Data supplied:

§ §

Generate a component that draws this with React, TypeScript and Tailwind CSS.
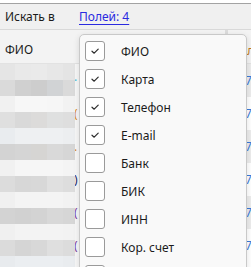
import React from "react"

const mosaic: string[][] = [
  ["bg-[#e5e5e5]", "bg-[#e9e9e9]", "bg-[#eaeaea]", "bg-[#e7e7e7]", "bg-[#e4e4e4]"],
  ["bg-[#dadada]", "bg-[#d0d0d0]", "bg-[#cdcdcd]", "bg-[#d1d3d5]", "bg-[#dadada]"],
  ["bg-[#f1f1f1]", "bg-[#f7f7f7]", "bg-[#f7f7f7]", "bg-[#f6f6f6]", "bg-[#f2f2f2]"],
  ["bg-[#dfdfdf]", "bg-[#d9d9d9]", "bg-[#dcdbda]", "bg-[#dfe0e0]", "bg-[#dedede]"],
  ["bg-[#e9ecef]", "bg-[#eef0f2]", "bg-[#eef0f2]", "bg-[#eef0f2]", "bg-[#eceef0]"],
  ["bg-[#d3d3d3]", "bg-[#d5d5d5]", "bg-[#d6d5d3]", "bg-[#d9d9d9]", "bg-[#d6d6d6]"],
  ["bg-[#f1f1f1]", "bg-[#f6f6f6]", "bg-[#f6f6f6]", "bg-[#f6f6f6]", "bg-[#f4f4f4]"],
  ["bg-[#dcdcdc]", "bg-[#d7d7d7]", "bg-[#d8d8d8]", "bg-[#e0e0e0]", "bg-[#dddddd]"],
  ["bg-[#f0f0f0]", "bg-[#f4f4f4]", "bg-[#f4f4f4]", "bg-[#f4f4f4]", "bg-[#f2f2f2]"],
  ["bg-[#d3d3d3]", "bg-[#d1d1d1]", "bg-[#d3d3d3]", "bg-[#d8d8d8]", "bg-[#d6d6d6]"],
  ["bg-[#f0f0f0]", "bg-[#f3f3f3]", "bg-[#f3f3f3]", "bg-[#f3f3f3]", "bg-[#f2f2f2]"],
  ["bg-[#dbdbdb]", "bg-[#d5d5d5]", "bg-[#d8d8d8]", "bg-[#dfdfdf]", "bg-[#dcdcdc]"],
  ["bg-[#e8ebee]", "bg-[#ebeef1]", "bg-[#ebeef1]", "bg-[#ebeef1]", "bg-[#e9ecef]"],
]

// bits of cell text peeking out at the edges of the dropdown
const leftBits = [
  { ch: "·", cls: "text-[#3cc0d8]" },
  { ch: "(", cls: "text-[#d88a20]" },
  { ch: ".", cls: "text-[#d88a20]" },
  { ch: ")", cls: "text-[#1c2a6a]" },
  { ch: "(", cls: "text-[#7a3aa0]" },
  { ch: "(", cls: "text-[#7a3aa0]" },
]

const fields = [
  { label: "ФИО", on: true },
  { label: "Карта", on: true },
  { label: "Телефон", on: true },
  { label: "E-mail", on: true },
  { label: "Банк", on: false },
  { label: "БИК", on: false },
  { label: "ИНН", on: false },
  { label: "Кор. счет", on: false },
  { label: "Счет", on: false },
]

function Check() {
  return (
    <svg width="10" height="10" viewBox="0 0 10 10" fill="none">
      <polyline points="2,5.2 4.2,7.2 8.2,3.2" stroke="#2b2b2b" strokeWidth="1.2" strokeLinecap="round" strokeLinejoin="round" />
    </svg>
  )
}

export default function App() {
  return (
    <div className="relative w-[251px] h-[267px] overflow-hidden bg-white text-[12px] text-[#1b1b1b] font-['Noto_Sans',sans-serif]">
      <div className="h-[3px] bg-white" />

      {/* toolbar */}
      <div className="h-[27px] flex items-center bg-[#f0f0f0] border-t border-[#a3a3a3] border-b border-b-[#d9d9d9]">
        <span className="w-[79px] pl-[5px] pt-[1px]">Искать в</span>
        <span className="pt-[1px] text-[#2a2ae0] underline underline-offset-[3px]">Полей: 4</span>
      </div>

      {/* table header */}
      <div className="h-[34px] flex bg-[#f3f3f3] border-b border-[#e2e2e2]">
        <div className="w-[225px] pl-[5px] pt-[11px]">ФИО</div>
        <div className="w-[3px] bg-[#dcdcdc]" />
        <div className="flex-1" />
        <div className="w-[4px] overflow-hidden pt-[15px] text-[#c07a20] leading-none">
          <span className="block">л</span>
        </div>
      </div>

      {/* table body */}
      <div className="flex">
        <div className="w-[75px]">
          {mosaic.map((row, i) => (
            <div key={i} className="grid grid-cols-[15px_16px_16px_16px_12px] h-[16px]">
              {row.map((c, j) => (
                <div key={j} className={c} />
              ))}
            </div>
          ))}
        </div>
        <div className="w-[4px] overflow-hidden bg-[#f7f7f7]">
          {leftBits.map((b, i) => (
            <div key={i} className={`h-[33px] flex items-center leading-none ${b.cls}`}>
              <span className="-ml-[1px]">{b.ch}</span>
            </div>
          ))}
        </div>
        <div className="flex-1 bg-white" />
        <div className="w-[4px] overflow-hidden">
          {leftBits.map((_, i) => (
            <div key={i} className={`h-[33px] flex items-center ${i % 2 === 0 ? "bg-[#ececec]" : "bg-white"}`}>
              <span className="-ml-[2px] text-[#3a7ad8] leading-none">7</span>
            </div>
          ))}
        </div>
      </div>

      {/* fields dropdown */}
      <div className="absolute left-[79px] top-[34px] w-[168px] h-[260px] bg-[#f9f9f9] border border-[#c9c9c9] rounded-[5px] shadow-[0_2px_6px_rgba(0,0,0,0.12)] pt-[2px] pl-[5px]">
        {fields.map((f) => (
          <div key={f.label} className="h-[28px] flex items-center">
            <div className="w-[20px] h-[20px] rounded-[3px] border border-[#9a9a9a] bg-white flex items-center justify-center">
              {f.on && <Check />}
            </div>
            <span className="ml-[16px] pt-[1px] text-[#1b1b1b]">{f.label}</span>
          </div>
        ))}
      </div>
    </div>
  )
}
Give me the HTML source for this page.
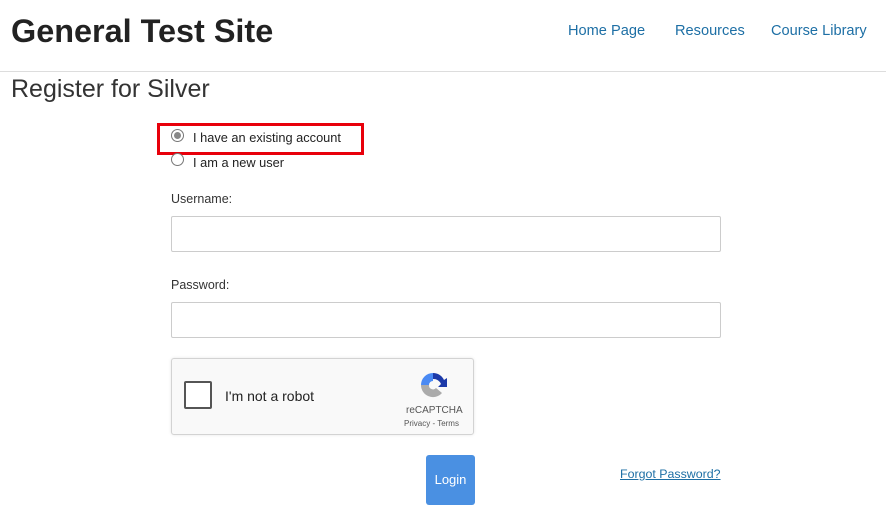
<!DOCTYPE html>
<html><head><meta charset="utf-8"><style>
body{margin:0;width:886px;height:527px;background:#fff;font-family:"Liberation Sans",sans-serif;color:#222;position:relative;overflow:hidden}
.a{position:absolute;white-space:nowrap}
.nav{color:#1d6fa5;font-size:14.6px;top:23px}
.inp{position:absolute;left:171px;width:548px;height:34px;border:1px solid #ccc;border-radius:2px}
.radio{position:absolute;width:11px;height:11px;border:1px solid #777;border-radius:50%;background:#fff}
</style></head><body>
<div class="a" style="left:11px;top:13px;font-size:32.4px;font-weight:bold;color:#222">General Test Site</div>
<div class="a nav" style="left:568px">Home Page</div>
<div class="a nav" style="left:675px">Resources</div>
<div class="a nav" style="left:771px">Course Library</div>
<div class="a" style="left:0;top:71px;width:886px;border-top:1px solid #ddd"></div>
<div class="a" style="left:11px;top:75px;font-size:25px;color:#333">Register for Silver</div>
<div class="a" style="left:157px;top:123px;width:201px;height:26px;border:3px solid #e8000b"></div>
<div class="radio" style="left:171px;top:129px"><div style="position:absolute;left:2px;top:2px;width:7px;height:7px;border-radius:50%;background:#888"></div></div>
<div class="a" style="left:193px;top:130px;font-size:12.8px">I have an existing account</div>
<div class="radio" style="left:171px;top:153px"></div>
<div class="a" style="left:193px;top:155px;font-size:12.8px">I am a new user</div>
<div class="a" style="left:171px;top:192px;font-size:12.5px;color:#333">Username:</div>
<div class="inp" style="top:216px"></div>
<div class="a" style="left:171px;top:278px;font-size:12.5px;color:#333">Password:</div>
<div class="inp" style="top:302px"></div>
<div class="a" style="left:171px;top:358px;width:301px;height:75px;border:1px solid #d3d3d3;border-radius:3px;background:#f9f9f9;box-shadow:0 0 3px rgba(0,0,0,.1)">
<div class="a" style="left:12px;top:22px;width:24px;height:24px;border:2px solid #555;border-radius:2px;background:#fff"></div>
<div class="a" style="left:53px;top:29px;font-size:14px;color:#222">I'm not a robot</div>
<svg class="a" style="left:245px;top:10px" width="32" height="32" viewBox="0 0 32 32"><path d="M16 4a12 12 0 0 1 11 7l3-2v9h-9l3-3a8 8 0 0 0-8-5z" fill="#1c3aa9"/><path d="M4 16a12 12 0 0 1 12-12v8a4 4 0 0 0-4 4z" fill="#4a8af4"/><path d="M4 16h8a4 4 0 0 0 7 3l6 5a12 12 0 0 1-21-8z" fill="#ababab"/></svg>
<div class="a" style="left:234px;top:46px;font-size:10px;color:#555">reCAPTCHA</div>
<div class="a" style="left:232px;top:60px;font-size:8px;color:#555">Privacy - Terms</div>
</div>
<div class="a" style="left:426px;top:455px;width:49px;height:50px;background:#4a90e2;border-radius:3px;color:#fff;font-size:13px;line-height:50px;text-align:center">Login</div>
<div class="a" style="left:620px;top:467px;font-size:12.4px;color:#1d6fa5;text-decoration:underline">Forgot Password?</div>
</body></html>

§ §

Goal:
Repeat, word for word and with no pictures, only the lines running from the beginning of the data to the line that contains "import React from".

Output for this task:
Generate a component that draws this with React, TypeScript and Tailwind CSS.
import React from "react"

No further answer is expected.